I couldn’t imagine Eid without the craziness in my house to stay up after Fajr salah and make sure everyone’s shalwar has an elastic, is ironed and we all have matching socks while my youngest sings “Labbayk” so loud we all have to yell over his voice. What was Eid without the sounds of hustling, bustling and warm greetings?
Seeing all the happy, joyous community gathered together excitedly in their moonsighting-best is a treat: gem-studded hijabs, shiny silks, wide-legged pants, starched kurtas, bejewelled abayas and whatever the latest fashions dictate.
I love the traditional chaos of women talking to other women during the khutbah that is being projected on a huge-screen TV The sargeant aunties troll the periphery and shush the chatty women. The many women take endless selfies and post them to whichever social media site with fun hashtags. I have no idea what the men are doing because we are separated by a huge divider (the ones that divide regulation size soccer fields into smaller fields).
The excited children are all dressed in scratchy outfits as their Moms try so desperately to tame their precious hairdos. Then there’s my favourite part: the eager and overreaching local politician who comes to wish us “Happy Eid Mubarak!”
The helpful young girls who circulate with plastic bags requesting donations for a multi million dollar expansion project for which a decade of fundraising isn’t enough. I even almost missed comments about how women should be properly covered for salah and sheer sleeves are not permissible. (I can’t lie. I actually didn’t miss that part.)
This year, my husband decided it would be too arduous to manage the kids alone and I didn’t blame him. A few years ago, one of our sons knocked down the barriers between the men and the women and they came tumbling down like dominos. Sounds of bewildered panic. Sounds of terrified and confused children.
We can laugh about it now. It wasn’t so funny then as we scrambled to try to move children and people away from the falling barriers. Still, I enjoy the predictable series and sounds of events.
While my husband was gone, I decided to find some music and recitations to put myself into the Eid mood.
I found a veritable smorgasbord of lovely odes to Eid.
There is the traditional Bollywood song “Qurbani” that I remember as a child.

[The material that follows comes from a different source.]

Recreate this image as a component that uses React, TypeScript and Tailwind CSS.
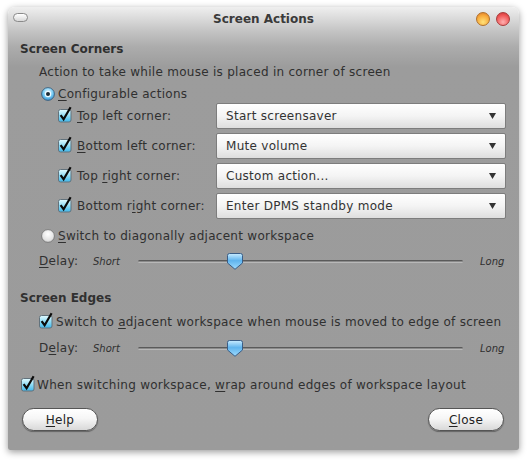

It was often played at community Eid parties and then some senior Uncle would switch it off the tape player in a huff because music is, you know, haraam. According to someone, somewhere…
I found a far less “haraam” Eid song, the video of which I am sure my kids would enjoy. A song sung by children about receiving Edhi while they fight for a free Palestine.
Of course, there’s always a benign Salman Khan (Bollywood heartthrob to some) dancing around greeting us with lovely “Eid Mubarak!” as dancers match his stellar choreography step for step.
I found a melodious Sami Yusuf rejoicing about The Day of Eid and added it to my playlist.
I also came across this heartwarming and cutesy video, an Eid song in Malay sung by an adorable and endlessly grinning little girl:
However, the highlight of my Eid music search was this gem, which amazed me by making one of Lady Gaga’s songs even worse. Who would have thought it possible?
By the time my husband got back from salah I had heard enough “sounds” of Eid. Fun experiment but I was a bit tired.
I was ready to start on another sense…the taste of zibah-ed animals.